Свои излюбленные пейзажи Толкиен открыл в Корнуолле вместе с отцом Винсентом, местным священником. Вот что наш герой писал в письме к Эдит:
«По песчаной равнине добрались мы до Кайнанской рощи, взобрались на холм… и солнце ударило нам в глаза с силой, подобной мощи громадных валов, гонимых со стороны Атлантики и с оглушительным грохотом бьющихся о прибрежные скалы. Море пробило в их тверди таинственные бреши и, врываясь в них вместе с ветром, оно зычно трубит, извергая пенные брызги, точно огромный кит, кругом, куда ни глянь, темно–красные утесы и белая пена, вскипающая над озаренными багрянцем изумрудными волнами».
Уже в этих строках Толкиен словно воспроизводит обитель Ульмо, бога вод в «Сильмариллионе», где меж скал парит благословенный Эарендил, обратившийся по собственной воле морской птицей.

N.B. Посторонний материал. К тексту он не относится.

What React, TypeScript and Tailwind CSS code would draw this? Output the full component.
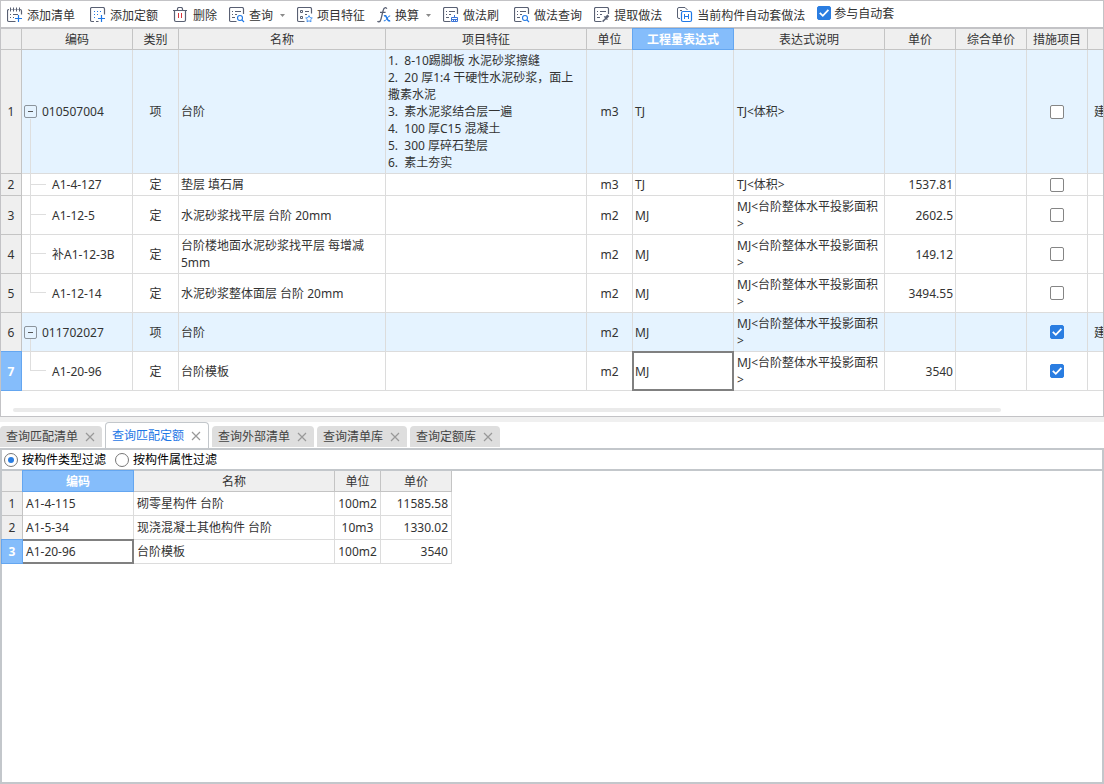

Описательный дар проявился у Толкиена довольно рано, и свидетельство тому — вот эти строки, которые он записал в дневнике после долгой прогулки с неизменным своим спутником отцом Винсентом:
«Мы спустились к берегу Хелфорда (в этом месте он напоминает фьорд), а на другой поднялись такими же тропами, как в Девоншире, и выбрались на проселочную дорогу, петлявшую то влево, то вправо, то вверх, то вниз, — так она тянулась до самого горизонта, где багровое солнце растворялось в надвигавшихся сумерках. После долгих блужданий вышли к пустынным печальным дюнам… Потом двинулись прямо и прошли эдак мили четыре по траве, дав отдых натруженным стопам. Ночь застала нас у Руан–Майнора, и мы снова оказались на берегах, озаренных таинственным свечением. Порой забредали в рощицы — там ухали совы и шелестели крыльями летучие мыши, нагоняя на нас страху; иной раз мы вздрагивали от протяжных вздохов дряхлой кобылы, маявшейся за изгородью, или от хрюканья вдруг пробудившейся свиньи; а сколько раз оступались и падали в ручей — и вовсе не счесть. Наконец, отмахав четырнадцать миль, — две последние путь нам озарял свет Лизардского маяка — добрались до цели под нарастающий рокот прибоя: море становилось все ближе».